Да, все это так. Мы вступили в обманные заговоры с услужливыми двойниками; мы силою рабских дерзновений превратили мир в балаган; мы произнесли клятвы демонам – не прекрасные, но только красивые (а ведь всего красивее в мире – рабы, те, кто отдается, а не берет), и, наконец, мы обманули глупцов, ибо наша «литературная известность» (которой грош цена) посетила нас именно тогда, когда мы изменили «Святыне Муз», когда поверили в созданный нами призрак антитезы больше, чем в реальную данность тезы.
Поправимо или непоправимо то, что произошло с нами? К этому вопросу, в сущности, и сводится вопрос: «Быть или не быть русскому символизму?»
Простой пессимизм или оптимизм либо даже исповедь – все это будет только уклонением от поставленного вопроса. Наш грех (и личный, и коллективный) слишком велик. Именно из того положения, в котором мы сейчас находимся, есть немало ужасных исходов. Так или иначе, лиловые миры захлестнули и Лермонтова, который бросился под пистолет своею волей, и Гоголя, который сжег себя самого, барахтаясь в лапах паука; еще выразительнее то, что произошло на наших глазах, – безумие Врубеля, гибель Комиссаржевской; недаром так бывает с художниками сплошь и рядом, ибо искусство есть чудовищный и блистательный ад. Из мрака этого ада выводит художник свои образы; так Леонардо заранее приготовляет черный фон, чтобы на нем выступали очерки демонов и мадонн; так Рембрандт выводит свои сны из черно-красных теней, а Каррьер – из серой сетчатой мглы. Так Андрей Белый бросает в начале своей гениальной повести («Серебряный голубь») вопрос: «А небо? а бледный воздух его, сперва бледный, а, коли приглядеться, вовсе черный воздух?.. Ей, не бойся, не в воздухе ты…»
Но именно в черном воздухе ада находится художник, прозревающий иные миры. И когда гаснет золотой меч, протянутый прямо в сердце ему чьей-то Незримой Рукой – сквозь все многоцветные небеса и глухие воздухи миров иных, – тогда происходит смешение миров, и в глухую полночь искусства художник сходит с ума и гибнет.

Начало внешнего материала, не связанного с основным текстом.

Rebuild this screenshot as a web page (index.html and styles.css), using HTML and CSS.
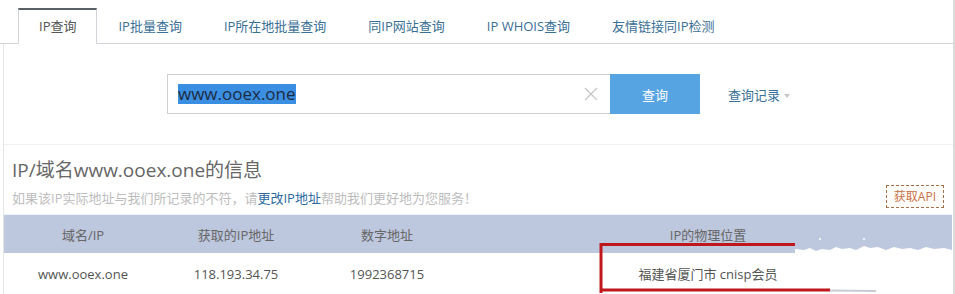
FILE: index.html
```html
<!DOCTYPE html>
<html lang="zh-CN">
<head>
    <meta charset="UTF-8">
    <title>IP查询</title>
    <link rel="stylesheet" href="styles.css">
</head>
<body>
    <div class="page">
        <ul class="tabs">
            <li class="tab active">IP查询</li>
            <li class="tab">IP批量查询</li>
            <li class="tab">IP所在地批量查询</li>
            <li class="tab">同IP网站查询</li>
            <li class="tab">IP WHOIS查询</li>
            <li class="tab">友情链接同IP检测</li>
        </ul>

        <div class="panel">
            <div class="search">
                <div class="search-input">
                    <span class="selected">www.ooex.one</span>
                    <svg class="clear" width="14" height="14" viewBox="0 0 14 14">
                        <path d="M1 1 L13 13 M13 1 L1 13" stroke="#c4c4c4" stroke-width="1.2" fill="none"/>
                    </svg>
                </div>
                <button class="search-btn">查询</button>
                <a class="history">查询记录<span class="caret"></span></a>
            </div>

            <div class="info-head">
                <div>
                    <h2 class="info-title">IP/域名www.ooex.one的信息</h2>
                    <p class="tip">如果该IP实际地址与我们所记录的不符，请<a class="tip-link">更改IP地址</a>帮助我们更好地为您服务！</p>
                </div>
                <a class="api">获取API</a>
            </div>

            <div class="result">
                <table class="result-table">
                    <thead>
                        <tr>
                            <th class="col-domain">域名/IP</th>
                            <th class="col-ip">获取的IP地址</th>
                            <th class="col-num">数字地址</th>
                            <th>IP的物理位置</th>
                        </tr>
                    </thead>
                    <tbody>
                        <tr>
                            <td>www.ooex.one</td>
                            <td>118.193.34.75</td>
                            <td>1992368715</td>
                            <td>福建省厦门市 cnisp会员</td>
                        </tr>
                    </tbody>
                </table>
                <!-- hand drawn annotation over the location cell -->
                <svg class="mark" width="948" height="80" viewBox="0 0 948 80">
                    <path d="M791 34 L800 35 L806 33 L812 36 L818 34 L826 35 L832 32 L838 34 L846 33 L852 35 L860 31 L866 33 L874 32 L882 35 L890 32 L898 34 L906 33 L914 35 L922 32 L930 34 L940 33 L948 35 L948 40 L791 40 Z" fill="#fff"/>
                    <circle cx="816" cy="24" r="1" fill="#fff"/>
                    <circle cx="860" cy="24" r="1" fill="#fff"/>
                    <path d="M596 29.5 L791 29.5" stroke="#c0171c" stroke-width="3"/>
                    <path d="M597 28 L597 78" stroke="#c0171c" stroke-width="3"/>
                    <path d="M596 75 L826 75" stroke="#c0171c" stroke-width="3"/>
                    <path d="M826 75.5 L872 76" stroke="#c8ccd4" stroke-width="2"/>
                </svg>
            </div>
        </div>
    </div>
</body>
</html>
```

FILE: styles.css
```css
body {
    margin: 0;
    background: #fff;
    font-family: "Open Sans", "Noto Sans CJK SC", sans-serif;
    color: #555;
}
.page {
    width: 953px;
    height: 294px;
    overflow: hidden;
    border-right: 2px solid #dcdcdc;
}
.tabs {
    display: flex;
    margin: 0;
    padding: 8px 0 0 18px;
    list-style: none;
    border-bottom: 1px solid #d0d4d8;
}
.tab {
    height: 33px;
    line-height: 33px;
    padding: 0 20px;
    margin-bottom: -1px;
    font-size: 13px;
    color: #3a6f96;
    border: 1px solid transparent;
    border-top-width: 2px;
}
.tab.active {
    color: #555;
    background: #fff;
    border-color: #d0d4d8;
    border-top-color: #5a6166;
    border-bottom-color: #fff;
}
.panel {
    margin-left: 3px;
    border-left: 1px solid #e6e6e6;
}
.search {
    display: flex;
    align-items: center;
    padding: 30px 0 30px 163px;
    border-bottom: 1px solid #efefef;
}
.search-input {
    display: flex;
    align-items: center;
    justify-content: space-between;
    box-sizing: border-box;
    width: 443px;
    height: 40px;
    padding: 0 10px 0 10px;
    border: 1px solid #cfcfcf;
    border-right: none;
}
.selected {
    font-size: 17px;
    line-height: 20px;
    color: #1d2b40;
    background: #3b8fe3;
}
.clear {
    margin-right: 2px;
}
.search-btn {
    width: 90px;
    height: 40px;
    border: none;
    background: #56a4e1;
    color: #fff;
    font-family: inherit;
    font-size: 13px;
    cursor: pointer;
}
.history {
    margin-left: 28px;
    font-size: 13px;
    color: #3a6f96;
}
.caret {
    display: inline-block;
    margin-left: 4px;
    vertical-align: middle;
    border-left: 3px solid transparent;
    border-right: 3px solid transparent;
    border-top: 4px solid #c8c8c8;
}
.info-head {
    display: flex;
    justify-content: space-between;
    align-items: flex-end;
    padding: 12px 9px 6px 8px;
    border-bottom: 1px solid #eef3f8;
}
.info-title {
    margin: 0;
    font-size: 19px;
    font-weight: normal;
    line-height: 26px;
    color: #666;
}
.tip {
    margin: 5px 0 0;
    font-size: 13px;
    line-height: 20px;
    color: #bdbdbd;
}
.tip-link {
    color: #2f6b9e;
}
.api {
    padding: 0 7px;
    height: 21px;
    line-height: 21px;
    font-size: 12px;
    color: #c8714a;
    border: 1px dashed #a8704a;
    background: #fffdf9;
}
.result {
    position: relative;
}
.result-table {
    width: 948px;
    table-layout: fixed;
    border-collapse: collapse;
    font-size: 13px;
    text-align: center;
}
.result-table th {
    height: 38px;
    padding: 0;
    font-weight: normal;
    color: #666;
    background: #bdc7dd;
}
.result-table td {
    height: 41px;
    padding: 0;
    color: #555;
}
.col-domain {
    width: 158px;
}
.col-ip {
    width: 148px;
}
.col-num {
    width: 154px;
}
.mark {
    position: absolute;
    left: 0;
    top: 0;
}
```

Но в тезе, где дано уже предчувствие сумрака антитезы, дан прежде всего золотой меч:
Мы пережили безумие иных миров, преждевременно потребовав чуда; то же произошло ведь и с народной душой: она прежде срока потребовала чуда, и ее испепелили лиловые миры революции. Но есть неистребимое в душе – там, где она младенец. В одном месте панихиды о младенцах дьякон перестает просить, но говорит просто: «Ты дал неложное обетование, что блаженные младенцы будут в Царствии Твоем».
В первой юности нам было дано неложное обетование. О народной душе и о нашей, вместе с нею испепеленной, надо сказать простым и мужественным голосом: «Да воскреснет». Может быть, мы сами и погибнем, но останется заря той первой любви.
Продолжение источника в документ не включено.